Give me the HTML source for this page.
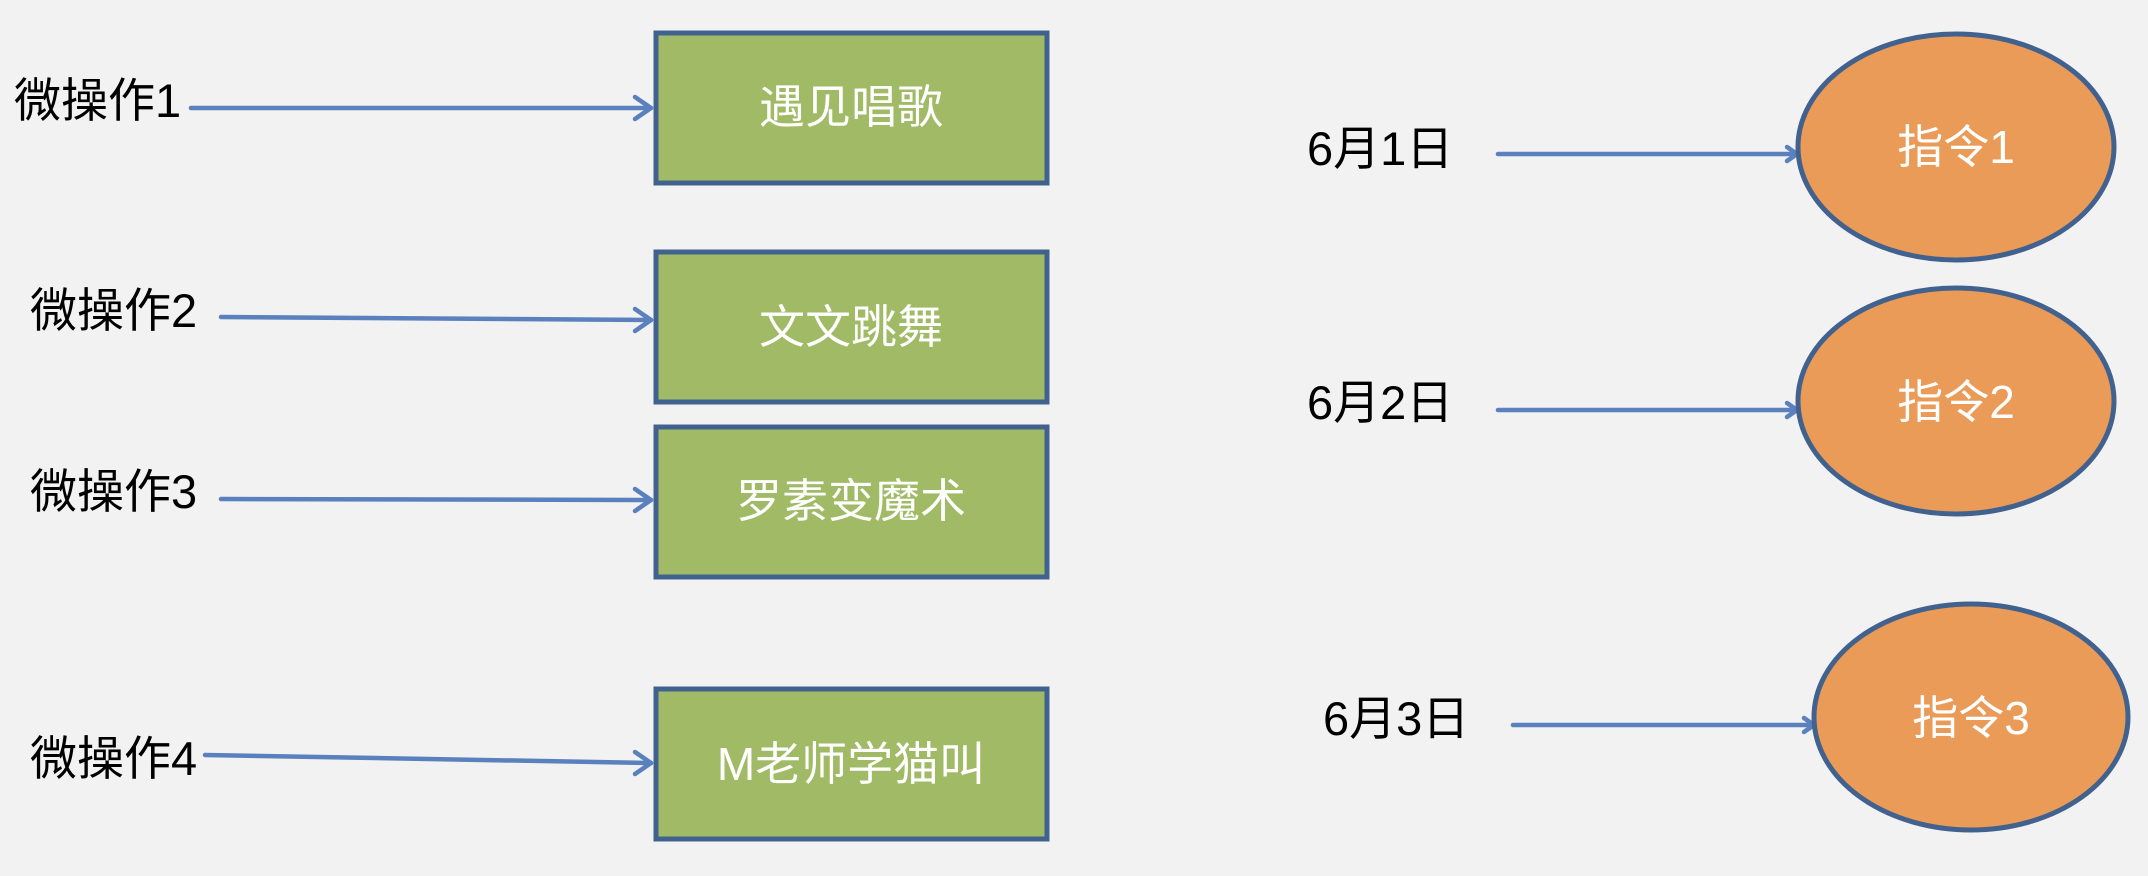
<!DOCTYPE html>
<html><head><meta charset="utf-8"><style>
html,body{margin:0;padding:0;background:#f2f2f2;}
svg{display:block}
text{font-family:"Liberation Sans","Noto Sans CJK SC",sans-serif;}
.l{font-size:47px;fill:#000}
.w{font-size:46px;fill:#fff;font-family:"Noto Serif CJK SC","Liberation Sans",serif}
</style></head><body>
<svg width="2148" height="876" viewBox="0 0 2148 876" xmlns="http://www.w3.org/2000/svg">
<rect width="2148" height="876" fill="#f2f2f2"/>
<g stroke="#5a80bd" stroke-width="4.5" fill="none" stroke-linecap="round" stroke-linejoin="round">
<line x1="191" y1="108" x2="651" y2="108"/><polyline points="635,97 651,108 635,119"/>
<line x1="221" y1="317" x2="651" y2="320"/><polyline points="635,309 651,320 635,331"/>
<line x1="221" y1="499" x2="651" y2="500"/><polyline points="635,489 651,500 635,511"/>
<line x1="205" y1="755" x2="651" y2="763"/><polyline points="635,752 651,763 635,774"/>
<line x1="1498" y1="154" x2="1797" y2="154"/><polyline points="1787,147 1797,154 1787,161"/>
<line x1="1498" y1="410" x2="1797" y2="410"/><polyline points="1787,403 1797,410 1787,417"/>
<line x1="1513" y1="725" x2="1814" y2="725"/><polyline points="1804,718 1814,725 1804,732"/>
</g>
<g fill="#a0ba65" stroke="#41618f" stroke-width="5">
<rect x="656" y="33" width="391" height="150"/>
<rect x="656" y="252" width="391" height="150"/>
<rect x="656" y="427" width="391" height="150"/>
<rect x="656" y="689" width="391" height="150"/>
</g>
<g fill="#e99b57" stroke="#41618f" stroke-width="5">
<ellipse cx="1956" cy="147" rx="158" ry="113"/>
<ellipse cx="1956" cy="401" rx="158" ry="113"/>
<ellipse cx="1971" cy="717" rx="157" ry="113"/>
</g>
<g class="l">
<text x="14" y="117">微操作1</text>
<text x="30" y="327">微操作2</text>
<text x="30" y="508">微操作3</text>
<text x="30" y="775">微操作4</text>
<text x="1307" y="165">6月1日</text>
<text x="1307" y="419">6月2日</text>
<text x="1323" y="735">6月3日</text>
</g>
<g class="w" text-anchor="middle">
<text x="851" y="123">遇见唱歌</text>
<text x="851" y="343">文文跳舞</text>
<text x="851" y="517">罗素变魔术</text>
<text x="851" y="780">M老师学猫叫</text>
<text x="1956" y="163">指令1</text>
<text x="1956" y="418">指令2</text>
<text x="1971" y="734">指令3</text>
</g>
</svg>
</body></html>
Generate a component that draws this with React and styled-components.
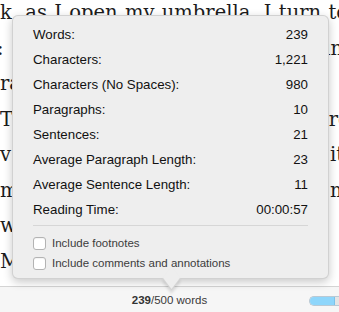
* * * *
__REQUIRED WORK__:
Every line above should be returned word for word, with the pictures left behind.

__RESPONSE FOR THIS EXERCISE__:
Give me the HTML source for this page.
<!DOCTYPE html>
<html><head><meta charset="utf-8"><style>
html,body{margin:0;padding:0;background:#f2f2f2;}
svg{display:block}
text{font-family:"Liberation Sans","Noto Sans CJK SC",sans-serif;}
.l{font-size:47px;fill:#000}
.w{font-size:46px;fill:#fff;font-family:"Noto Serif CJK SC","Liberation Sans",serif}
</style></head><body>
<svg width="2148" height="876" viewBox="0 0 2148 876" xmlns="http://www.w3.org/2000/svg">
<rect width="2148" height="876" fill="#f2f2f2"/>
<g stroke="#5a80bd" stroke-width="4.5" fill="none" stroke-linecap="round" stroke-linejoin="round">
<line x1="191" y1="108" x2="651" y2="108"/><polyline points="635,97 651,108 635,119"/>
<line x1="221" y1="317" x2="651" y2="320"/><polyline points="635,309 651,320 635,331"/>
<line x1="221" y1="499" x2="651" y2="500"/><polyline points="635,489 651,500 635,511"/>
<line x1="205" y1="755" x2="651" y2="763"/><polyline points="635,752 651,763 635,774"/>
<line x1="1498" y1="154" x2="1797" y2="154"/><polyline points="1787,147 1797,154 1787,161"/>
<line x1="1498" y1="410" x2="1797" y2="410"/><polyline points="1787,403 1797,410 1787,417"/>
<line x1="1513" y1="725" x2="1814" y2="725"/><polyline points="1804,718 1814,725 1804,732"/>
</g>
<g fill="#a0ba65" stroke="#41618f" stroke-width="5">
<rect x="656" y="33" width="391" height="150"/>
<rect x="656" y="252" width="391" height="150"/>
<rect x="656" y="427" width="391" height="150"/>
<rect x="656" y="689" width="391" height="150"/>
</g>
<g fill="#e99b57" stroke="#41618f" stroke-width="5">
<ellipse cx="1956" cy="147" rx="158" ry="113"/>
<ellipse cx="1956" cy="401" rx="158" ry="113"/>
<ellipse cx="1971" cy="717" rx="157" ry="113"/>
</g>
<g class="l">
<text x="14" y="117">微操作1</text>
<text x="30" y="327">微操作2</text>
<text x="30" y="508">微操作3</text>
<text x="30" y="775">微操作4</text>
<text x="1307" y="165">6月1日</text>
<text x="1307" y="419">6月2日</text>
<text x="1323" y="735">6月3日</text>
</g>
<g class="w" text-anchor="middle">
<text x="851" y="123">遇见唱歌</text>
<text x="851" y="343">文文跳舞</text>
<text x="851" y="517">罗素变魔术</text>
<text x="851" y="780">M老师学猫叫</text>
<text x="1956" y="163">指令1</text>
<text x="1956" y="418">指令2</text>
<text x="1971" y="734">指令3</text>
</g>
</svg>
</body></html>
Generate a component that draws this with React and styled-components.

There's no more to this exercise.